Commas: Three Simple Rules
To master comma rules, the first step is to figure out why a comma is being used. A comma is a punctuation mark that indicates a pause in the sentence. The most common three rules of commas involve introducers, interrupters, and add-ons.
Sometimes even an instructor’s marks on an essay don’t help. If you’ve used too many commas this time, on the next paper you might not use any--and vice versa. Many of those 60-odd comma rules boil down to this:
Commas are used most frequently for: introducers, interrupters, and add-ons.
Check your own writing for these three uses, and you’ll begin to master commas.
An introducer is a word, phrase, or clause that comes before an independent clause in a sentence (example introducers are in bold).
- Well, I guess it’s time to start my English paper.
- Because it’s 3 a.m. Monday, I should start my English paper.
- Most of the time, I start my English paper the morning it’s due.
An interrupter is a word, phrase, or clause that comes in the middle of an independent clause in a sentence (example interrupters are in bold).
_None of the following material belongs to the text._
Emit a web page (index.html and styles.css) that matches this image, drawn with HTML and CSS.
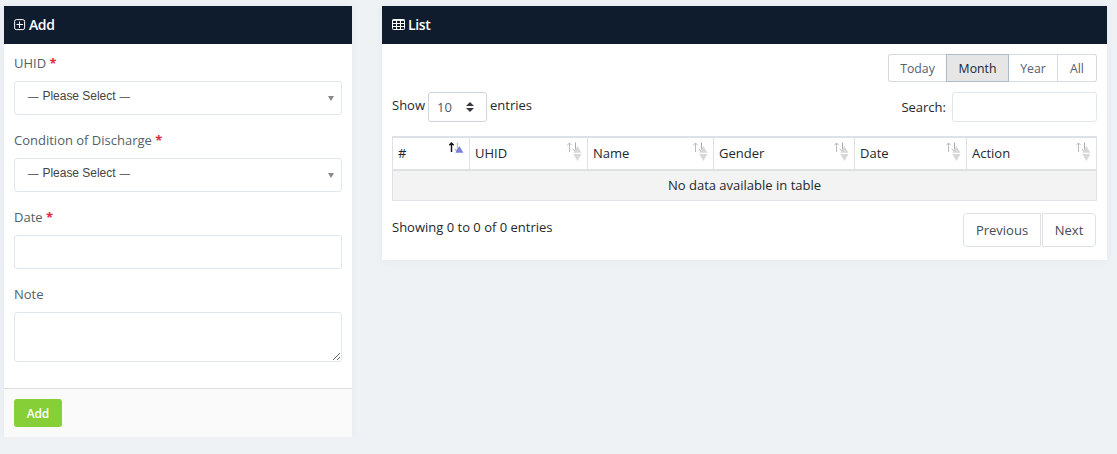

- My composition instructor, knowing my habit of procrastinating, reminded me to start early on my essay.
- Most student writers, even good ones who get decent grades on their essays, feel unsure about their ability.
- Good writing, I believe, happens because the writer has something important to share with the reader.
An add-on is a word, phrase, or clause that comes at the end of an independent clause in a sentence (example add-ons are in bold).
- Students whose essays are late blame lack of time, no matter what excuses they’ve used before.
- It’s hard for me to write an introductory paragraph, which slows down my writing process.
- I’ve never enjoyed writing, to tell you the truth.